> Stated goal: Exactly reproduce each line of the listing that follows.
━━━━━━
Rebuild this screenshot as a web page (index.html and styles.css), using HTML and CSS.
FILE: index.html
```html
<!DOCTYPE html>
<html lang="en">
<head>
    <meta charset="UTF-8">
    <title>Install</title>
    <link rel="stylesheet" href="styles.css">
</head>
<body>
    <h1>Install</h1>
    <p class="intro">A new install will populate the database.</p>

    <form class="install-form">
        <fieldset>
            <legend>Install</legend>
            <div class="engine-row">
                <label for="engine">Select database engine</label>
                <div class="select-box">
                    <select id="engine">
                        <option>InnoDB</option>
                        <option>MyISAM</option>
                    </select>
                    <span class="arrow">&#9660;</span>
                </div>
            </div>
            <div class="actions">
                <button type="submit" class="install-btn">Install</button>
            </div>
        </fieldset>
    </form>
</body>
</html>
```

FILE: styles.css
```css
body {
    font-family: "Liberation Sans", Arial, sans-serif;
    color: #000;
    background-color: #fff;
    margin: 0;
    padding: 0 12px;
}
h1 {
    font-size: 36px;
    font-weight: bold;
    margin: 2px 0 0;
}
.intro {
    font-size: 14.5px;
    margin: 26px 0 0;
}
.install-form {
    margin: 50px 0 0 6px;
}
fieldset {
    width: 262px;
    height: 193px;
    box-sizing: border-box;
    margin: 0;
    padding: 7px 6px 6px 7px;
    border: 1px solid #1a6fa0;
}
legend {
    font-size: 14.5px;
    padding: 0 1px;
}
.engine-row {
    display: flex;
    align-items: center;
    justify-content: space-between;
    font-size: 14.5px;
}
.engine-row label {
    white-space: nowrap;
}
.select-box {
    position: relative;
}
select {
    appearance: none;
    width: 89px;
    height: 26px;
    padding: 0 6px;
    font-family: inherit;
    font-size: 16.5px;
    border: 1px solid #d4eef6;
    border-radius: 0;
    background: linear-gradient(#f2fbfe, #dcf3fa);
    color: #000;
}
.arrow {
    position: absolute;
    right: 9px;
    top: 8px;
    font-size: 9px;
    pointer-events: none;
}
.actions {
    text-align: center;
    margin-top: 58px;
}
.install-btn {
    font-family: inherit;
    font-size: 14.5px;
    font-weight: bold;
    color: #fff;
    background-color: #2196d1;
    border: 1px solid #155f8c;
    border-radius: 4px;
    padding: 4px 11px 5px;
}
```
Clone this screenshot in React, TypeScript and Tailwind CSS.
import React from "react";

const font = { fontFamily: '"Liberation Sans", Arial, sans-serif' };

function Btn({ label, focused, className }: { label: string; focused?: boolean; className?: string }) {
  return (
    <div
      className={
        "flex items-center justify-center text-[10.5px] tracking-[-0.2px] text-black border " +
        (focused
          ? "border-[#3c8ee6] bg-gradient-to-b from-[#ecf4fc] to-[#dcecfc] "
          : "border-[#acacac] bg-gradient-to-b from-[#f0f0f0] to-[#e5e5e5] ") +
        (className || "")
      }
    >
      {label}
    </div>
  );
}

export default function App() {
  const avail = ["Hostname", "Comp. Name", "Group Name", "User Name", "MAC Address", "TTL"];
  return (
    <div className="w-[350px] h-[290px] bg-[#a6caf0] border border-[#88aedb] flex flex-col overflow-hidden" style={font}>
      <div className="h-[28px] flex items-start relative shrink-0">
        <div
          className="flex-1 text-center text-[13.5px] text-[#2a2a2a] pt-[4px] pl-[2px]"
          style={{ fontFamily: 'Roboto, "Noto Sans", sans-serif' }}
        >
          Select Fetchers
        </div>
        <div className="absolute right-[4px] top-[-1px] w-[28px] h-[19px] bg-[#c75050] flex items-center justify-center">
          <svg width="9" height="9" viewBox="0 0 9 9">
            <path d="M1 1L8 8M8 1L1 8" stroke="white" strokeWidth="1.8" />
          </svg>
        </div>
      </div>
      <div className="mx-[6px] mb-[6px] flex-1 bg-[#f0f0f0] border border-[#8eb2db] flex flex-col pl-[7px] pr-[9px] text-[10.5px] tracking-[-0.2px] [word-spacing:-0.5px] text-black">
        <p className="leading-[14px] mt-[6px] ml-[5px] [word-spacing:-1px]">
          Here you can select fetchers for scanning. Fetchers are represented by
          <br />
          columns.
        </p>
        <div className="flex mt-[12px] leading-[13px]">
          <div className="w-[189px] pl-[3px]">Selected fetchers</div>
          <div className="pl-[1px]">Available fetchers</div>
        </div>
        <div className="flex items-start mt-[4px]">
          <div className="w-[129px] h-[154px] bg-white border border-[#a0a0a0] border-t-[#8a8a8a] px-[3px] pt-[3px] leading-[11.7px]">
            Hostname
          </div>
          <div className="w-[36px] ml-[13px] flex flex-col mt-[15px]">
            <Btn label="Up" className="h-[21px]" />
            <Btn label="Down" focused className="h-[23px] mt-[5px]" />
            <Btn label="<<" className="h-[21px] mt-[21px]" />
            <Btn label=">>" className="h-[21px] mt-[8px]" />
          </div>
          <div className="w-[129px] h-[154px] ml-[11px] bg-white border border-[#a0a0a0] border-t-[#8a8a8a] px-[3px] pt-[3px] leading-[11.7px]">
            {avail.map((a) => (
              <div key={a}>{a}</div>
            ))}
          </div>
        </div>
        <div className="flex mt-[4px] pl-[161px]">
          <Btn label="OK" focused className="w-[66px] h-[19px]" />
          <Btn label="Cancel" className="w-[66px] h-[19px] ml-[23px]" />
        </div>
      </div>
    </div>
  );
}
━━━━━━
> Completed task:
Rebuild this screenshot as a web page (index.html and styles.css), using HTML and CSS.
FILE: index.html
```html
<!DOCTYPE html>
<html lang="en">
<head>
    <meta charset="UTF-8">
    <title>Install</title>
    <link rel="stylesheet" href="styles.css">
</head>
<body>
    <h1>Install</h1>
    <p class="intro">A new install will populate the database.</p>

    <form class="install-form">
        <fieldset>
            <legend>Install</legend>
            <div class="engine-row">
                <label for="engine">Select database engine</label>
                <div class="select-box">
                    <select id="engine">
                        <option>InnoDB</option>
                        <option>MyISAM</option>
                    </select>
                    <span class="arrow">&#9660;</span>
                </div>
            </div>
            <div class="actions">
                <button type="submit" class="install-btn">Install</button>
            </div>
        </fieldset>
    </form>
</body>
</html>
```

FILE: styles.css
```css
body {
    font-family: "Liberation Sans", Arial, sans-serif;
    color: #000;
    background-color: #fff;
    margin: 0;
    padding: 0 12px;
}
h1 {
    font-size: 36px;
    font-weight: bold;
    margin: 2px 0 0;
}
.intro {
    font-size: 14.5px;
    margin: 26px 0 0;
}
.install-form {
    margin: 50px 0 0 6px;
}
fieldset {
    width: 262px;
    height: 193px;
    box-sizing: border-box;
    margin: 0;
    padding: 7px 6px 6px 7px;
    border: 1px solid #1a6fa0;
}
legend {
    font-size: 14.5px;
    padding: 0 1px;
}
.engine-row {
    display: flex;
    align-items: center;
    justify-content: space-between;
    font-size: 14.5px;
}
.engine-row label {
    white-space: nowrap;
}
.select-box {
    position: relative;
}
select {
    appearance: none;
    width: 89px;
    height: 26px;
    padding: 0 6px;
    font-family: inherit;
    font-size: 16.5px;
    border: 1px solid #d4eef6;
    border-radius: 0;
    background: linear-gradient(#f2fbfe, #dcf3fa);
    color: #000;
}
.arrow {
    position: absolute;
    right: 9px;
    top: 8px;
    font-size: 9px;
    pointer-events: none;
}
.actions {
    text-align: center;
    margin-top: 58px;
}
.install-btn {
    font-family: inherit;
    font-size: 14.5px;
    font-weight: bold;
    color: #fff;
    background-color: #2196d1;
    border: 1px solid #155f8c;
    border-radius: 4px;
    padding: 4px 11px 5px;
}
```
Clone this screenshot in React, TypeScript and Tailwind CSS.
import React from "react";

const font = { fontFamily: '"Liberation Sans", Arial, sans-serif' };

function Btn({ label, focused, className }: { label: string; focused?: boolean; className?: string }) {
  return (
    <div
      className={
        "flex items-center justify-center text-[10.5px] tracking-[-0.2px] text-black border " +
        (focused
          ? "border-[#3c8ee6] bg-gradient-to-b from-[#ecf4fc] to-[#dcecfc] "
          : "border-[#acacac] bg-gradient-to-b from-[#f0f0f0] to-[#e5e5e5] ") +
        (className || "")
      }
    >
      {label}
    </div>
  );
}

export default function App() {
  const avail = ["Hostname", "Comp. Name", "Group Name", "User Name", "MAC Address", "TTL"];
  return (
    <div className="w-[350px] h-[290px] bg-[#a6caf0] border border-[#88aedb] flex flex-col overflow-hidden" style={font}>
      <div className="h-[28px] flex items-start relative shrink-0">
        <div
          className="flex-1 text-center text-[13.5px] text-[#2a2a2a] pt-[4px] pl-[2px]"
          style={{ fontFamily: 'Roboto, "Noto Sans", sans-serif' }}
        >
          Select Fetchers
        </div>
        <div className="absolute right-[4px] top-[-1px] w-[28px] h-[19px] bg-[#c75050] flex items-center justify-center">
          <svg width="9" height="9" viewBox="0 0 9 9">
            <path d="M1 1L8 8M8 1L1 8" stroke="white" strokeWidth="1.8" />
          </svg>
        </div>
      </div>
      <div className="mx-[6px] mb-[6px] flex-1 bg-[#f0f0f0] border border-[#8eb2db] flex flex-col pl-[7px] pr-[9px] text-[10.5px] tracking-[-0.2px] [word-spacing:-0.5px] text-black">
        <p className="leading-[14px] mt-[6px] ml-[5px] [word-spacing:-1px]">
          Here you can select fetchers for scanning. Fetchers are represented by
          <br />
          columns.
        </p>
        <div className="flex mt-[12px] leading-[13px]">
          <div className="w-[189px] pl-[3px]">Selected fetchers</div>
          <div className="pl-[1px]">Available fetchers</div>
        </div>
        <div className="flex items-start mt-[4px]">
          <div className="w-[129px] h-[154px] bg-white border border-[#a0a0a0] border-t-[#8a8a8a] px-[3px] pt-[3px] leading-[11.7px]">
            Hostname
          </div>
          <div className="w-[36px] ml-[13px] flex flex-col mt-[15px]">
            <Btn label="Up" className="h-[21px]" />
            <Btn label="Down" focused className="h-[23px] mt-[5px]" />
            <Btn label="<<" className="h-[21px] mt-[21px]" />
            <Btn label=">>" className="h-[21px] mt-[8px]" />
          </div>
          <div className="w-[129px] h-[154px] ml-[11px] bg-white border border-[#a0a0a0] border-t-[#8a8a8a] px-[3px] pt-[3px] leading-[11.7px]">
            {avail.map((a) => (
              <div key={a}>{a}</div>
            ))}
          </div>
        </div>
        <div className="flex mt-[4px] pl-[161px]">
          <Btn label="OK" focused className="w-[66px] h-[19px]" />
          <Btn label="Cancel" className="w-[66px] h-[19px] ml-[23px]" />
        </div>
      </div>
    </div>
  );
}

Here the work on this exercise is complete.